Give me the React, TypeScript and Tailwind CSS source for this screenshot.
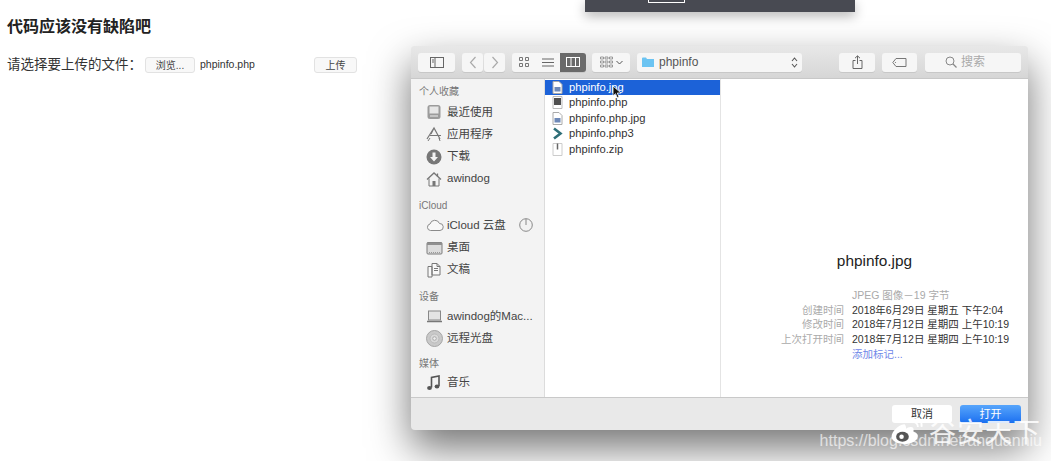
import { ReactNode } from 'react';

const font = 'font-["Liberation_Sans","Noto_Sans_CJK_SC",sans-serif]';

function Svg({ w = 16, h = 16, children }: { w?: number; h?: number; children: ReactNode }) {
  return (
    <svg width={w} height={h} viewBox={`0 0 ${w} ${h}`} fill="none" className="shrink-0">
      {children}
    </svg>
  );
}

const g = '#777';

const sideIcons: Record<string, ReactNode> = {
  recent: (
    <Svg>
      <rect x="1.500" y="1" width="13" height="14" rx="2.500" fill="#9b9b9b" />
      <rect x="3.500" y="2.500" width="9" height="7" fill="#e6e6e6" />
      <path d="M4 12h8" stroke="#eee" />
    </Svg>
  ),
  apps: (
    <Svg>
      <path d="M1 13 8 2l6 11M4 9.500h11M8 2l-3 6" stroke={g} strokeWidth="1.200" />
      <path d="M2 15l2-3M13 12l1 3" stroke={g} />
    </Svg>
  ),
  down: (
    <Svg>
      <circle cx="8" cy="8" r="7.500" fill="#777" />
      <path d="M6.500 3.500h3V8H12l-4 4.500L4 8h2.500z" fill="#f3f3f3" />
    </Svg>
  ),
  home: (
    <Svg>
      <path d="M1 8.500 8 2l7 6.500" stroke={g} strokeWidth="1.300" />
      <path d="M3 7.500V15h10V7.500" stroke={g} />
      <rect x="6.500" y="10" width="3" height="5" fill={g} />
      <path d="M11.500 2.500v3" stroke={g} strokeWidth="1.300" />
    </Svg>
  ),
  cloud: (
    <Svg w={18}>
      <path
        d="M4.500 13.500a3.300 3.300 0 0 1-.5-6.500 5 5 0 0 1 9.500-.5 3.500 3.500 0 0 1 .5 7z"
        stroke="#8a8a8a"
        fill="#f8f8f8"
      />
    </Svg>
  ),
  desk: (
    <Svg w={17}>
      <rect x="1" y="2.500" width="15" height="11.500" rx="1" fill="#dcdcdc" stroke="#7d7d7d" />
      <rect x="1" y="2.500" width="15" height="2.500" fill="#8f8f8f" />
      <path d="M3 12.500h11" stroke="#999" strokeDasharray="1 1" />
    </Svg>
  ),
  docs: (
    <Svg>
      <path d="M2 4.500h4V15H2zM6 1.500h5l3 3V13H6z" stroke={g} fill="#f8f8f8" />
      <path d="M11 1.500v3h3M8 6.500h4M8 8.500h4" stroke={g} />
    </Svg>
  ),
  laptop: (
    <Svg w={17}>
      <rect x="2.500" y="3" width="12" height="9" fill="#e4e4e4" stroke="#888" />
      <path d="M1 13.500h15" stroke="#777" strokeWidth="1.500" />
    </Svg>
  ),
  disc: (
    <Svg w={17} h={17}>
      <circle cx="8.500" cy="8.500" r="8" fill="#c9c9c9" stroke="#a5a5a5" />
      <circle cx="8.500" cy="8.500" r="4.500" fill="#d9d9d9" stroke="#bbb" />
      <circle cx="8.500" cy="8.500" r="1.800" fill="#eee" stroke="#aaa" />
    </Svg>
  ),
  music: (
    <Svg>
      <path d="M5.500 12.500V2.500l7.500-1.500v10" stroke="#555" strokeWidth="1.600" />
      <ellipse cx="3.500" cy="13" rx="2.400" ry="2" fill="#555" />
      <ellipse cx="11" cy="11.500" rx="2.400" ry="2" fill="#555" />
    </Svg>
  ),
};

const sidebar: { title: string; spacing: string; items: { icon: string; label: string; extra?: boolean }[] }[] = [
  {
    title: '个人收藏',
    spacing: 'mt-[7px] mb-[3px]',
    items: [
      { icon: 'recent', label: '最近使用' },
      { icon: 'apps', label: '应用程序' },
      { icon: 'down', label: '下载' },
      { icon: 'home', label: 'awindog' },
    ],
  },
  {
    title: 'iCloud',
    spacing: 'mt-[10px] mb-[2px]',
    items: [
      { icon: 'cloud', label: 'iCloud 云盘', extra: true },
      { icon: 'desk', label: '桌面' },
      { icon: 'docs', label: '文稿' },
    ],
  },
  {
    title: '设备',
    spacing: 'mt-[10px] mb-[2px]',
    items: [
      { icon: 'laptop', label: 'awindog的Mac...' },
      { icon: 'disc', label: '远程光盘' },
    ],
  },
  {
    title: '媒体',
    spacing: 'mt-[8px] mb-[2px]',
    items: [{ icon: 'music', label: '音乐' }],
  },
];

const fileIcons: Record<string, ReactNode> = {
  jpg: (
    <Svg w={11} h={13}>
      <path d="M1 .5h6l3 3v9H1z" fill="#fff" stroke="#aaa" />
      <rect x="2.500" y="6" width="6" height="4.500" fill="#6e89b8" />
    </Svg>
  ),
  php: (
    <Svg w={11} h={13}>
      <path d="M1 .5h9v12H1z" fill="#fff" stroke="#bbb" />
      <rect x="2" y="2" width="7" height="7" fill="#4f4f4f" />
    </Svg>
  ),
  php3: (
    <Svg w={11} h={13}>
      <path d="M2 1.500 8.500 6.500 2 11.500" stroke="#2f6f78" strokeWidth="2.600" />
    </Svg>
  ),
  zip: (
    <Svg w={11} h={13}>
      <path d="M1 .5h9v12H1z" fill="#fff" stroke="#ccc" />
      <path d="M5.500 .5v6" stroke="#666" strokeWidth="1.500" />
    </Svg>
  ),
};

const files = [
  { name: 'phpinfo.jpg', icon: 'jpg', active: true },
  { name: 'phpinfo.php', icon: 'php' },
  { name: 'phpinfo.php.jpg', icon: 'jpg' },
  { name: 'phpinfo.php3', icon: 'php3' },
  { name: 'phpinfo.zip', icon: 'zip' },
];

const meta = [
  { label: '创建时间', value: '2018年6月29日 星期五 下午2:04' },
  { label: '修改时间', value: '2018年7月12日 星期四 上午10:19' },
  { label: '上次打开时间', value: '2018年7月12日 星期四 上午10:19' },
];

function ToolButton({ className, children }: { className: string; children: ReactNode }) {
  return (
    <div
      className={`h-[19px] flex items-center justify-center rounded-[3px] bg-[#f6f6f6] shadow-[0_1px_0_rgba(0,0,0,0.08)] ${className}`}
    >
      {children}
    </div>
  );
}

function Toolbar() {
  return (
    <div className="h-[33px] flex items-center pl-[7px] bg-gradient-to-b from-[#e8e8e8] to-[#d6d6d6] border-b border-[#c8c8c8] rounded-t-[4px]">
      <ToolButton className="w-[37px] mr-[7px]">
        <Svg w={14} h={11}>
          <rect x=".5" y=".5" width="13" height="10" stroke="#666" />
          <path d="M5 .5v10M2 3h2M2 5h2" stroke="#666" />
        </Svg>
      </ToolButton>
      <ToolButton className="w-[21px] mr-px">
        <Svg w={8} h={13}>
          <path d="M6.500 1 1.500 6.500l5 5.500" stroke="#aaa" strokeWidth="1.200" />
        </Svg>
      </ToolButton>
      <ToolButton className="w-[21px] mr-[7px]">
        <Svg w={8} h={13}>
          <path d="M1.500 1l5 5.500-5 5.500" stroke="#aaa" strokeWidth="1.200" />
        </Svg>
      </ToolButton>
      <ToolButton className="w-[24px] rounded-r-none">
        <Svg w={10} h={10}>
          <path d="M.5.500h3v3h-3zM6.500.500h3v3h-3zM.5 6.500h3v3h-3zM6.500 6.500h3v3h-3z" stroke="#777" />
        </Svg>
      </ToolButton>
      <ToolButton className="w-[24px] rounded-none">
        <Svg w={12} h={9}>
          <path d="M0 1h12M0 4.500h12M0 8h12" stroke="#666" />
        </Svg>
      </ToolButton>
      <ToolButton className="w-[26px] rounded-l-none !bg-[#6a6a6a] mr-[6px]">
        <Svg w={14} h={10}>
          <rect x=".5" y=".5" width="13" height="9" stroke="#fff" />
          <path d="M5 .5v9M9.500 .5v9" stroke="#fff" />
        </Svg>
      </ToolButton>
      <ToolButton className="w-[38px] gap-[3px] mr-[7px]">
        <Svg w={13} h={12}>
          <path
            d="M.5 1h3v2h-3zM5 1h3v2H5zM9.500 1h3v2h-3zM.5 5h3v2h-3zM5 5h3v2H5zM9.500 5h3v2h-3zM.5 9h3v2h-3zM5 9h3v2H5zM9.500 9h3v2h-3z"
            stroke="#777"
            strokeWidth=".7"
          />
        </Svg>
        <Svg w={7} h={5}>
          <path d="M.5 1l3 3 3-3" stroke="#555" />
        </Svg>
      </ToolButton>
      <ToolButton className="w-[165px] justify-start pl-[5px] pr-[4px] mr-[37px]">
        <Svg w={12} h={10}>
          <path d="M0 1.500A1 1 0 0 1 1 .5h3l1 1.500h7v8H0z" fill="#6cc4f2" />
        </Svg>
        <span className="ml-[5px] text-[12px] text-[#555]">phpinfo</span>
        <span className="ml-auto">
          <Svg w={7} h={11}>
            <path d="M1 4l2.500-3L6 4M1 7l2.500 3L6 7" stroke="#555" strokeWidth="1.100" />
          </Svg>
        </span>
      </ToolButton>
      <ToolButton className="w-[36px] mr-[7px]">
        <Svg w={11} h={14}>
          <path d="M5.500 9V1M3 3.200 5.500 .8 8 3.200M3.500 5.500H1V13.500h9V5.500H7.500" stroke="#666" />
        </Svg>
      </ToolButton>
      <ToolButton className="w-[35px] mr-[8px]">
        <Svg w={15} h={9}>
          <path d="M4 .5h10v8H4L.8 4.500z" stroke="#777" />
          <circle cx="3.500" cy="4.500" r=".6" fill="#777" />
        </Svg>
      </ToolButton>
      <ToolButton className="w-[96px] gap-[4px] pr-[16px] text-[12px] text-[#aaa]">
        <Svg w={12} h={12}>
          <circle cx="5" cy="5" r="4" stroke="#888" />
          <path d="M8 8l3.500 3.500" stroke="#888" strokeWidth="1.200" />
        </Svg>
        搜索
      </ToolButton>
    </div>
  );
}

function Sidebar() {
  return (
    <div className="w-[134px] shrink-0 bg-[#f3f3f3] border-r border-[#dcdcdc] pl-[8px] pr-[8px] text-[11.500px] text-[#444]">
      {sidebar.map((section) => (
        <div key={section.title}>
          <div className={`h-[12px] leading-[12px] text-[10px] text-[#777] ${section.spacing}`}>{section.title}</div>
          {section.items.map((item) => (
            <div key={item.label} className="h-[22.300px] flex items-center">
              <span className="w-[28px] pl-[7px] shrink-0 flex">{sideIcons[item.icon]}</span>
              <span className="whitespace-nowrap">{item.label}</span>
              {item.extra && (
                <span className="ml-auto mr-[3px]">
                  <Svg w={14} h={14}>
                    <circle cx="7" cy="7" r="6.300" stroke="#888" />
                    <path d="M7 1v6" stroke="#888" />
                  </Svg>
                </span>
              )}
            </div>
          ))}
        </div>
      ))}
    </div>
  );
}

function FileColumn() {
  return (
    <div className="w-[176px] shrink-0 bg-white border-r border-[#e4e4e4] pt-[0.5px] text-[11.200px] text-[#333]">
      {files.map((f) => (
        <div
          key={f.name}
          className={`h-[15.500px] flex items-center pl-[7px] ${f.active ? 'bg-[#1c62d8] text-white' : ''}`}
        >
          <span className="w-[17px] flex shrink-0">{fileIcons[f.icon]}</span>
          {f.name}
        </div>
      ))}
    </div>
  );
}

function Preview() {
  return (
    <div className="flex-1 bg-white flex flex-col items-center pt-[172px]">
      <div className="text-[15.400px] leading-[20px] text-[#222]">phpinfo.jpg</div>
      <div className="mt-[17px] self-stretch grid grid-cols-[123px_1fr] gap-x-[8px] text-[10.500px] leading-[14.600px]">
        <span />
        <span className="text-[#aaa]">JPEG 图像－19 字节</span>
        {meta.map((m) => (
          <div key={m.label} className="contents">
            <span className="text-right text-[#aaa] whitespace-nowrap">{m.label}</span>
            <span className="text-[#333] whitespace-nowrap">{m.value}</span>
          </div>
        ))}
        <span />
        <span className="text-[#6f86e8] mt-px">添加标记...</span>
      </div>
    </div>
  );
}

function FileDialog() {
  return (
    <div
      className={`absolute left-[411px] top-[46px] w-[617px] h-[384px] flex flex-col rounded-[4px] bg-[#e9e9e9] shadow-[0_18px_40px_rgba(0,0,0,0.55)] ${font}`}
    >
      <Toolbar />
      <div className="h-[319px] flex border-b border-[#c9c9c9]">
        <Sidebar />
        <FileColumn />
        <Preview />
      </div>
      <div className="flex-1 flex items-start justify-end gap-[8px] pt-[7px] pr-[7px]">
        <div className="w-[60px] h-[18px] rounded-[3px] bg-white text-[11px] leading-[18px] text-center text-[#333]">取消</div>
        <div className="w-[61px] h-[18px] rounded-[3px] bg-gradient-to-b from-[#57a5fb] to-[#1a6ff0] text-[11px] leading-[18px] text-center text-white">
          打开
        </div>
      </div>
    </div>
  );
}

function Watermark() {
  return (
    <div className={`absolute right-[9px] bottom-[10px] flex flex-col items-end ${font}`}>
      <div className="absolute right-[117px] bottom-[6px]">
        <svg width="36" height="29" viewBox="0 0 36 32" fill="none">
          <path
            d="M15 9C8 10 1 17 1 23c0 5 7 8 14 8 8 0 15-4 15-9 0-3-3-4-5-5 1-3 0-5-3-5-2 0-4 1-5 2 0-3-1-5-2-5z"
            fill="#fff"
          />
          <ellipse cx="13" cy="23" rx="7" ry="5.500" fill="#555" />
          <circle cx="12" cy="23" r="2.500" fill="#fff" />
          <path d="M24 7c3-1 6 1 6 5M25 2c6-1 10 4 9 10" stroke="#fff" strokeWidth="2" />
        </svg>
      </div>
      <div className="text-[27px] leading-[24px] tracking-[1px] text-white/85 mr-[1px]">谷安天下</div>
      <div className="-mt-[14px] text-[16px] leading-[20px] text-white/65">https://blog.csdn.net/anquanniu</div>
    </div>
  );
}

export default function App() {
  return (
    <div className={`relative w-[1051px] h-[461px] overflow-hidden bg-white text-[#222] ${font}`}>
      <div className="pl-[7px] pt-[18px]">
        <h1 className="text-[16px] leading-[18px] font-bold">代码应该没有缺陷吧</h1>
        <div className="mt-[21px] flex items-center h-[16px]">
          <span className="w-[138px] shrink-0 text-[13.500px] text-[#333] whitespace-nowrap">请选择要上传的文件：</span>
          <button className="w-[50px] h-[16px] rounded-[3px] bg-[#f8f8f8] border border-[#e2e2e2] text-[10px] text-[#444]">浏览...</button>
          <span className="w-[119px] pl-[5px] shrink-0 text-[10.500px] text-[#333]">phpinfo.php</span>
          <button className="w-[43px] h-[16px] rounded-[3px] bg-[#f8f8f8] border border-[#e2e2e2] text-[10px] text-[#444]">上传</button>
        </div>
      </div>

      <div className="absolute left-[585px] top-0 w-[270px] h-[12px] bg-[#484a52] shadow-[0_4px_12px_rgba(0,0,0,0.3)]">
        <div className="ml-[63px] w-[37px] h-[3px] border border-t-0 border-white rounded-b-[1px]" />
      </div>

      <FileDialog />

      {/* mouse pointer over the selected row */}
      <div className="absolute left-[612px] top-[85px]">
        <svg width="10" height="14" viewBox="0 0 10 14">
          <path d="M1 1v10l2.500-2.300 1.700 4 1.800-.8-1.700-3.900H9z" fill="#111" stroke="#fff" strokeWidth=".8" />
        </svg>
      </div>

      <Watermark />
    </div>
  );
}
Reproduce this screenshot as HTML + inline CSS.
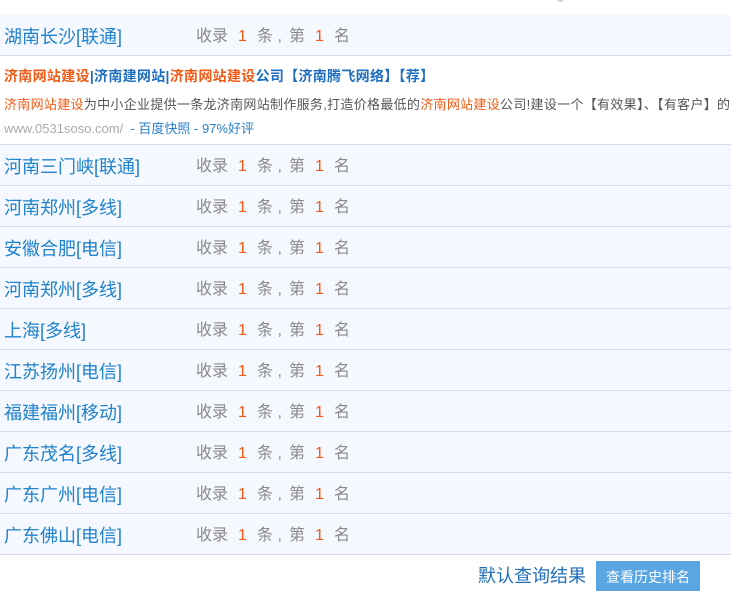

════════════════════

**AIM OF THE EXERCISE**
Your task is to restate word for word the lines from the top of the data to the line containing "const g = '#777';", both ends included, with every picture left out.

**SOLUTION**
Give me the React, TypeScript and Tailwind CSS source for this screenshot.
import { ReactNode } from 'react';

const font = 'font-["Liberation_Sans","Noto_Sans_CJK_SC",sans-serif]';

function Svg({ w = 16, h = 16, children }: { w?: number; h?: number; children: ReactNode }) {
  return (
    <svg width={w} height={h} viewBox={`0 0 ${w} ${h}`} fill="none" className="shrink-0">
      {children}
    </svg>
  );
}

const g = '#777';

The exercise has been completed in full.